Low Variance Off-policy Evaluation with State-based Importance Sampling
David M. Bossens, Philip S. Thomas
TL;DR
The paper tackles the problem of high-variance off-policy evaluation (OPE) in reinforcement learning, which worsens exponentially with horizon length. It introduces state-based importance sampling (SIS), a general technique that drops selected states from the importance-weight product to reduce variance while controlling bias. Two negligibility-detection methods are proposed—covariance testing and Q-value based identification—and SIS is instantiated across multiple OPE estimators (ordinary IS, WIS, PDIS, INCRIS, DR, and SDRE/MIS).
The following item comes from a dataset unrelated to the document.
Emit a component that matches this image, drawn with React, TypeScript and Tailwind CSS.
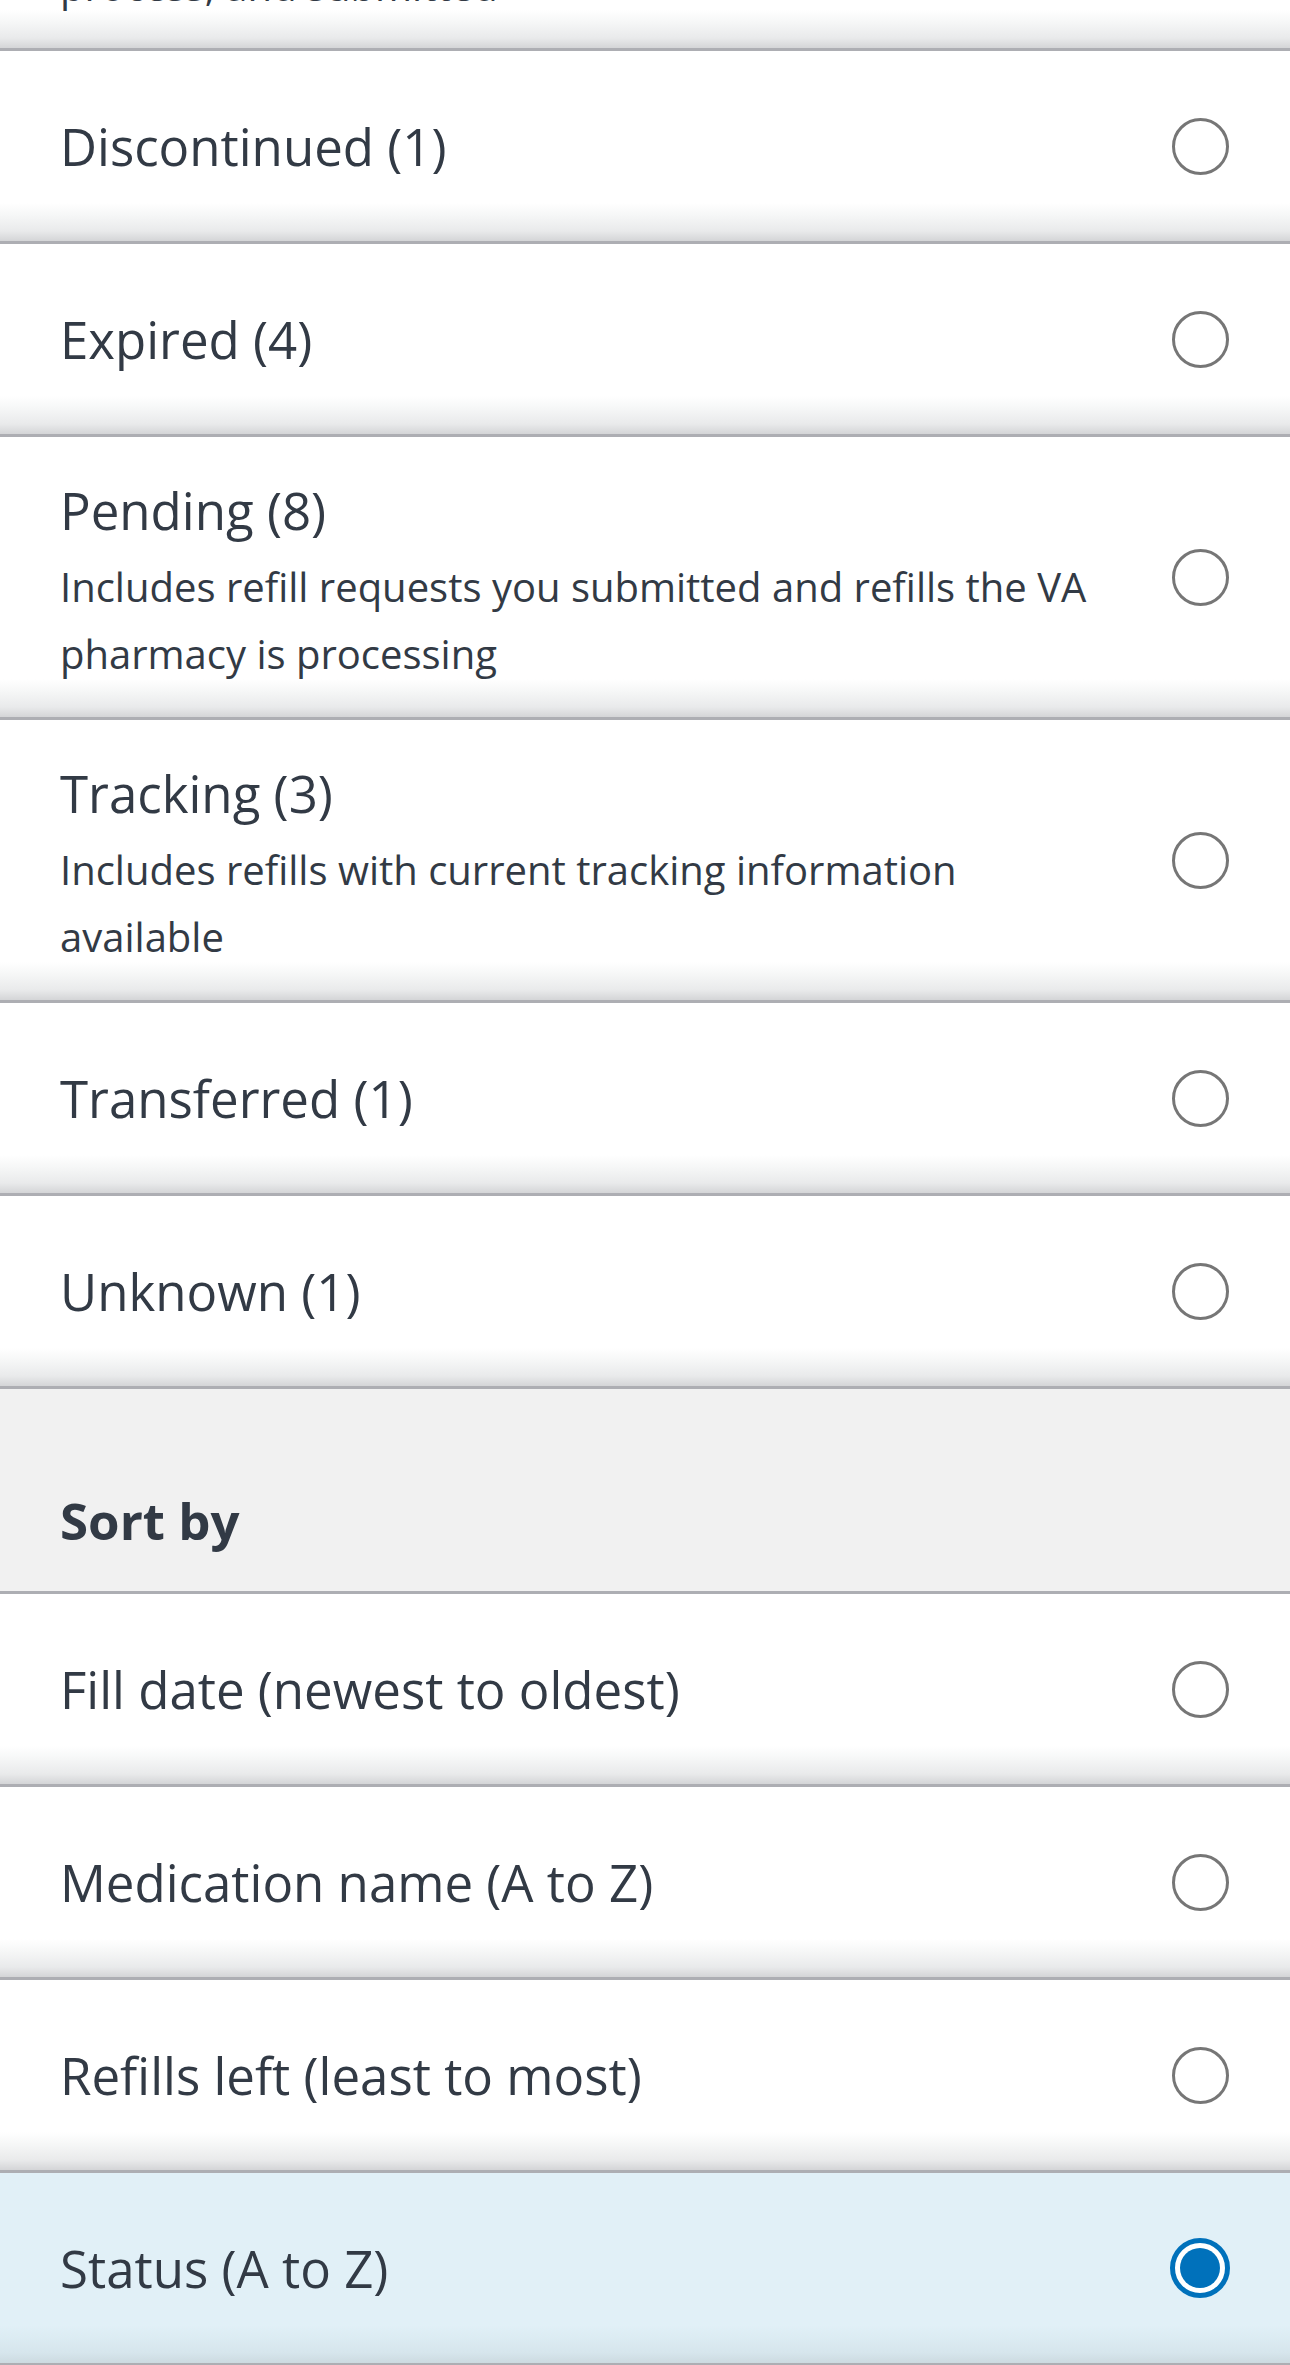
import React from "react";

type Item = { title: string; desc?: string[]; selected?: boolean };

const filters: Item[] = [
  { title: "Discontinued (1)" },
  { title: "Expired (4)" },
  {
    title: "Pending (8)",
    desc: [
      "Includes refill requests you submitted and refills the VA",
      "pharmacy is processing",
    ],
  },
  {
    title: "Tracking (3)",
    desc: ["Includes refills with current tracking information", "available"],
  },
  { title: "Transferred (1)" },
  { title: "Unknown (1)" },
];

const sorts: Item[] = [
  { title: "Fill date (newest to oldest)" },
  { title: "Medication name (A to Z)" },
  { title: "Refills left (least to most)" },
  { title: "Status (A to Z)", selected: true },
];

const NORMAL_BG =
  "bg-[linear-gradient(to_bottom,#ffffff_calc(100%_-_38px),#f6f7f7_calc(100%_-_26px),#e9eaeb_calc(100%_-_10px),#d4d5d7_100%)]";
const SELECTED_BG =
  "bg-[linear-gradient(to_bottom,#e1f0f7_calc(100%_-_38px),#dcecf3_calc(100%_-_26px),#d6e5ec_calc(100%_-_10px),#ccdae0_100%)]";

function Radio({ selected }: { selected?: boolean }) {
  return (
    <div className="flex h-[60px] w-[60px] shrink-0 items-center justify-center">
      {selected ? (
        <div className="flex h-[60px] w-[60px] items-center justify-center rounded-full border-[5px] border-[#0071bb] bg-white">
          <div className="h-[40px] w-[40px] rounded-full bg-[#0071bb]" />
        </div>
      ) : (
        <div className="h-[57px] w-[57px] rounded-full border-[3px] border-[#767676] bg-white" />
      )}
    </div>
  );
}

function Row({ item }: { item: Item }) {
  return (
    <div
      className={`flex items-center justify-between gap-[30px] border-b-[3px] border-[#adaeb3] pl-[60px] pr-[60px] ${
        item.desc ? "h-[283px]" : "h-[193px]"
      } ${item.selected ? SELECTED_BG : NORMAL_BG}`}
    >
      <div className={`min-w-0 flex-1 ${item.desc ? "pt-[7px]" : ""}`}>
        <div className="text-[51px] leading-[70px] text-[#323a45]">{item.title}</div>
        {item.desc && (
          <div className="mt-[8px] text-[40px] leading-[67px] text-[#323a45]">
            {item.desc.map((line, i) => (
              <div key={i} className="whitespace-nowrap">
                {line}
              </div>
            ))}
          </div>
        )}
      </div>
      <Radio selected={item.selected} />
    </div>
  );
}

export default function App() {
  return (
    <div className="w-[1290px] overflow-hidden bg-white font-['Open_Sans',sans-serif]">
      {/* tail of previous option */}
      <div className={`h-[51px] overflow-hidden border-b-[3px] border-[#adaeb3] pl-[60px] ${NORMAL_BG}`}>
        <div className="-mt-[48px] text-[40px] leading-[67px] text-[#323a45]">
          process, and submitted
        </div>
      </div>

      {filters.map((f) => (
        <Row key={f.title} item={f} />
      ))}

      <div className="h-[205px] border-b-[3px] border-[#adaeb3] bg-[#f1f1f1] pl-[60px] pt-[96px]">
        <div className="text-[51px] font-bold leading-[70px] text-[#323a45]">Sort by</div>
      </div>

      {sorts.map((s) => (
        <Row key={s.title} item={s} />
      ))}
    </div>
  );
}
Empirical results across four domains (lift variants, inventory management, and taxi) show consistent variance reductions and improved accuracy, with notable gains from correctly identifying negligible states. The work provides a practical, plug-in approach to stabilize OPE and enable safer policy evaluation and improvement in complex domains.
Abstract
In many domains, the exploration process of reinforcement learning will be too costly as it requires trying out suboptimal policies, resulting in a need for off-policy evaluation, in which a target policy is evaluated based on data collected from a known behaviour policy. In this context, importance sampling estimators provide estimates for the expected return by weighting the trajectory based on the probability ratio of the target policy and the behaviour policy. Unfortunately, such estimators have a high variance and therefore a large mean squared error. This paper proposes state-based importance sampling estimators which reduce the variance by dropping certain states from the computation of the importance weight. To illustrate their applicability, we demonstrate state-based variants of ordinary importance sampling, weighted importance sampling, per-decision importance sampling, incremental importance sampling, doubly robust off-policy evaluation, and stationary density ratio estimation. Experiments in four domains show that state-based methods consistently yield reduced variance and improved accuracy compared to their traditional counterparts.